→ **DATASET EXTRACT**:
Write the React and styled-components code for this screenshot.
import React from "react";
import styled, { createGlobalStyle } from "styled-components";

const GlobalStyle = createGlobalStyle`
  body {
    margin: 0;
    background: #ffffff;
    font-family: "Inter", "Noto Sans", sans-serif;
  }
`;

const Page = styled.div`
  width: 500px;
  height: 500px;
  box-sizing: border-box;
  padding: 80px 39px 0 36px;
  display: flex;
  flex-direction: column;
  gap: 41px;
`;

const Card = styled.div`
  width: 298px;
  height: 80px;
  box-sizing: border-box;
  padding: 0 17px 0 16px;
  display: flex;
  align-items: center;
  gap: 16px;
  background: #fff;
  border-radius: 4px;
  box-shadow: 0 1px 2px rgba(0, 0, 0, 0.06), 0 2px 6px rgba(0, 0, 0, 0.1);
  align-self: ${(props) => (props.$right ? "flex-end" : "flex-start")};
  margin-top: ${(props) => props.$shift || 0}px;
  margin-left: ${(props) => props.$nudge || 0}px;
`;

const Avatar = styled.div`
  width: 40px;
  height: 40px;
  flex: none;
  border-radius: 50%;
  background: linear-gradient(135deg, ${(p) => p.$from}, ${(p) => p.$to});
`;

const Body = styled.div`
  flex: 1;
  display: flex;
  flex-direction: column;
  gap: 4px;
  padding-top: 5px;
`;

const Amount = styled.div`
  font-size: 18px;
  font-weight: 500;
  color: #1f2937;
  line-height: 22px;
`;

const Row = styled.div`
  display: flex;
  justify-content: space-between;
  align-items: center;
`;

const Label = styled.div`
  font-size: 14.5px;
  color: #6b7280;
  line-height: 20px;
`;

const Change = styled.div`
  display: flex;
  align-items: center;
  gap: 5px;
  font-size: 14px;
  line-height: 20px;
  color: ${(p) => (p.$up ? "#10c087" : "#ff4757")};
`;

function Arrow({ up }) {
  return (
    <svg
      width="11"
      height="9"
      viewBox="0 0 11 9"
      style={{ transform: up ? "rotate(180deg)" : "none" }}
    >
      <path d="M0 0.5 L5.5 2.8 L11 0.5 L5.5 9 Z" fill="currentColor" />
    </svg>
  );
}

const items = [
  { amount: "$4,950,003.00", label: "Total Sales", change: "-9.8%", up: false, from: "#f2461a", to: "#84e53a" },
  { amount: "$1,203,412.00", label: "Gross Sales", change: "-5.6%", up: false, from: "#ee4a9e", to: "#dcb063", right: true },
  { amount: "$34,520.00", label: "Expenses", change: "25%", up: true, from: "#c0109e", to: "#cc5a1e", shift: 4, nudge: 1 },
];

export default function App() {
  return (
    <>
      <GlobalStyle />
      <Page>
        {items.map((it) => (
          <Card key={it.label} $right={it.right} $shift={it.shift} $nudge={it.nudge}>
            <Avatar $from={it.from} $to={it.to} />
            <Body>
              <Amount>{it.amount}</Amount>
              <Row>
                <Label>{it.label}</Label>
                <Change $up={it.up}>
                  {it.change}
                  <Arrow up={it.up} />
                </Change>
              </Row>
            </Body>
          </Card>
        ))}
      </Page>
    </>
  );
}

→ **TASK**: Return all of the data exactly as it reads.

→ **ANSWER TO THIS EXERCISE**:
Write the React and styled-components code for this screenshot.
import React from "react";
import styled, { createGlobalStyle } from "styled-components";

const GlobalStyle = createGlobalStyle`
  body {
    margin: 0;
    background: #ffffff;
    font-family: "Inter", "Noto Sans", sans-serif;
  }
`;

const Page = styled.div`
  width: 500px;
  height: 500px;
  box-sizing: border-box;
  padding: 80px 39px 0 36px;
  display: flex;
  flex-direction: column;
  gap: 41px;
`;

const Card = styled.div`
  width: 298px;
  height: 80px;
  box-sizing: border-box;
  padding: 0 17px 0 16px;
  display: flex;
  align-items: center;
  gap: 16px;
  background: #fff;
  border-radius: 4px;
  box-shadow: 0 1px 2px rgba(0, 0, 0, 0.06), 0 2px 6px rgba(0, 0, 0, 0.1);
  align-self: ${(props) => (props.$right ? "flex-end" : "flex-start")};
  margin-top: ${(props) => props.$shift || 0}px;
  margin-left: ${(props) => props.$nudge || 0}px;
`;

const Avatar = styled.div`
  width: 40px;
  height: 40px;
  flex: none;
  border-radius: 50%;
  background: linear-gradient(135deg, ${(p) => p.$from}, ${(p) => p.$to});
`;

const Body = styled.div`
  flex: 1;
  display: flex;
  flex-direction: column;
  gap: 4px;
  padding-top: 5px;
`;

const Amount = styled.div`
  font-size: 18px;
  font-weight: 500;
  color: #1f2937;
  line-height: 22px;
`;

const Row = styled.div`
  display: flex;
  justify-content: space-between;
  align-items: center;
`;

const Label = styled.div`
  font-size: 14.5px;
  color: #6b7280;
  line-height: 20px;
`;

const Change = styled.div`
  display: flex;
  align-items: center;
  gap: 5px;
  font-size: 14px;
  line-height: 20px;
  color: ${(p) => (p.$up ? "#10c087" : "#ff4757")};
`;

function Arrow({ up }) {
  return (
    <svg
      width="11"
      height="9"
      viewBox="0 0 11 9"
      style={{ transform: up ? "rotate(180deg)" : "none" }}
    >
      <path d="M0 0.5 L5.5 2.8 L11 0.5 L5.5 9 Z" fill="currentColor" />
    </svg>
  );
}

const items = [
  { amount: "$4,950,003.00", label: "Total Sales", change: "-9.8%", up: false, from: "#f2461a", to: "#84e53a" },
  { amount: "$1,203,412.00", label: "Gross Sales", change: "-5.6%", up: false, from: "#ee4a9e", to: "#dcb063", right: true },
  { amount: "$34,520.00", label: "Expenses", change: "25%", up: true, from: "#c0109e", to: "#cc5a1e", shift: 4, nudge: 1 },
];

export default function App() {
  return (
    <>
      <GlobalStyle />
      <Page>
        {items.map((it) => (
          <Card key={it.label} $right={it.right} $shift={it.shift} $nudge={it.nudge}>
            <Avatar $from={it.from} $to={it.to} />
            <Body>
              <Amount>{it.amount}</Amount>
              <Row>
                <Label>{it.label}</Label>
                <Change $up={it.up}>
                  {it.change}
                  <Arrow up={it.up} />
                </Change>
              </Row>
            </Body>
          </Card>
        ))}
      </Page>
    </>
  );
}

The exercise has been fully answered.